De una punta a otra del mundo, los
amigos de la libertad se comunican gracias a las luces, del mismo modo que los
hombres religiosos lo hacen a través de los sentimientos […]. Parece indudable
que las luces son imprescindibles para elevarse por encima de los prejuicios:
son ellas las que hacen palpitar el corazón como el amor o la amistad. Proceden
de la naturaleza y ennoblecen nuestro carácter. Se diría que un sinfín de
virtudes e ideas forman la cadena de oro descrita por Homero que, al vincular
el hombre al cielo, lo libera de los grilletes de la tiranía.

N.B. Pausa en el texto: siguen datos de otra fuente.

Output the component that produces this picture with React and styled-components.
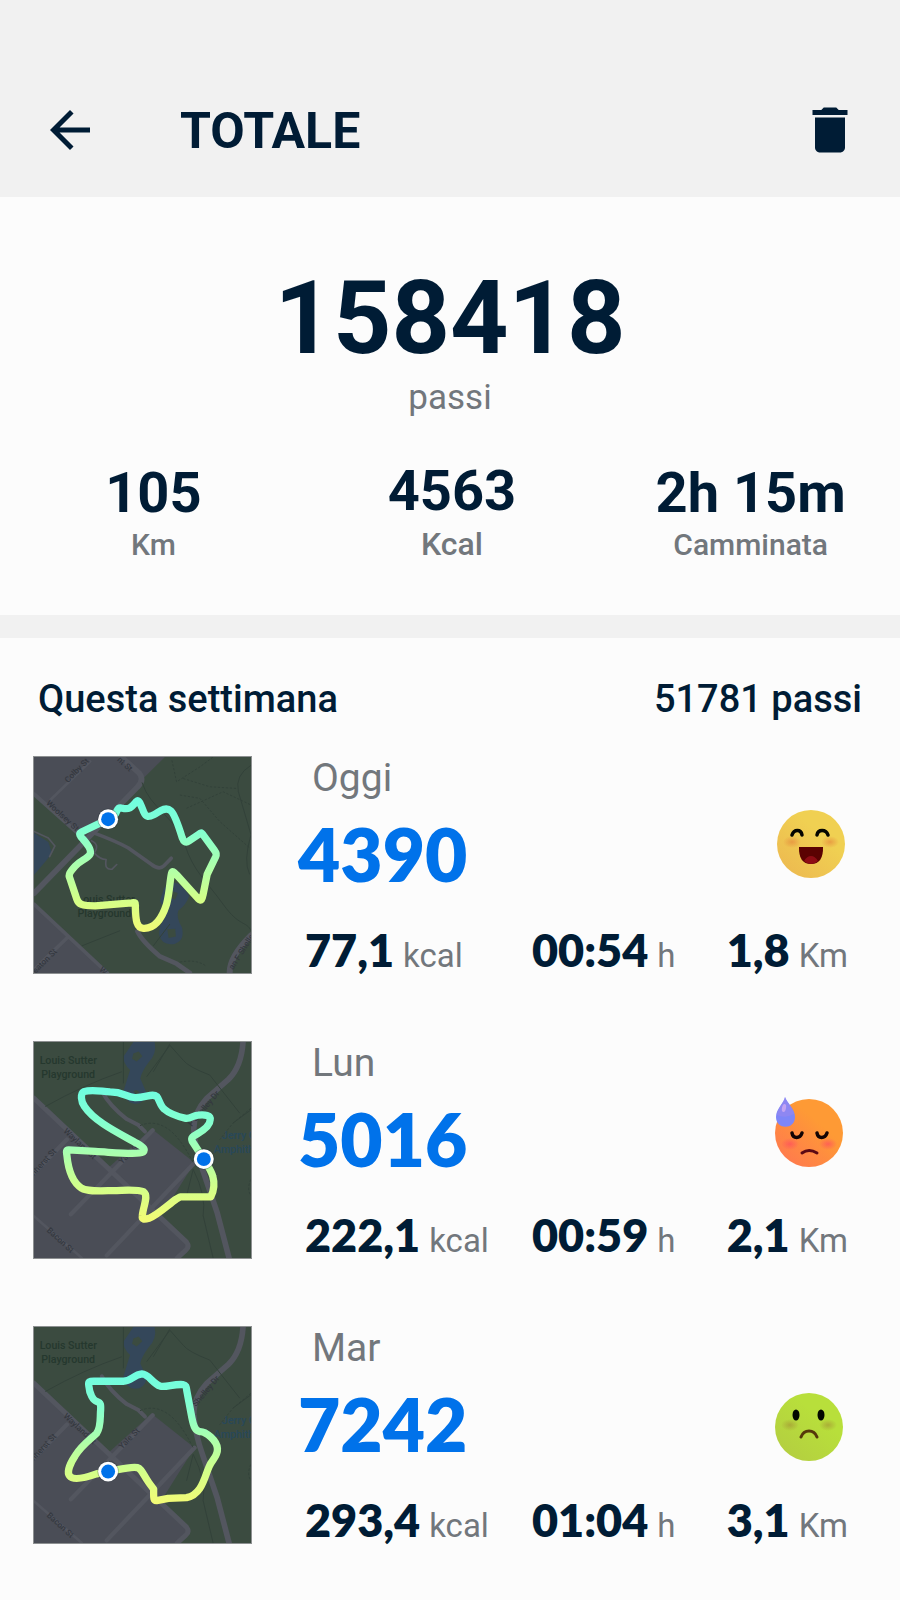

Una personalidad extraordinaria para su
tiempo, cuya obra ilustra como pocas el paso del siglo XVIII al XIX, del
enciclopedismo ilustrado y el racionalismo al romanticismo como actitud vital,
preparando el camino para poetas posteriores como Baudelaire o para el
surrealismo de Rimbaud. Sólo una fue su máxima, que cumplió a rajatabla hasta
el final de sus días: “hemos de aspirar a todo cuanto depende de nosotros”,
guiados por la pasión y la consciencia de nuestra libertad y la de nuestros
semejantes.
Nada hay más penoso que el instante que sucede a la emoción: el vacío que deja tras sí nos causa una mayor infelicidad que la privación misma del objeto cuyo deseo nos excitaba. Lo más difícil de soportar para un jugador no es haber perdido, sino dejar de jugar (De la influencia de las pasiones).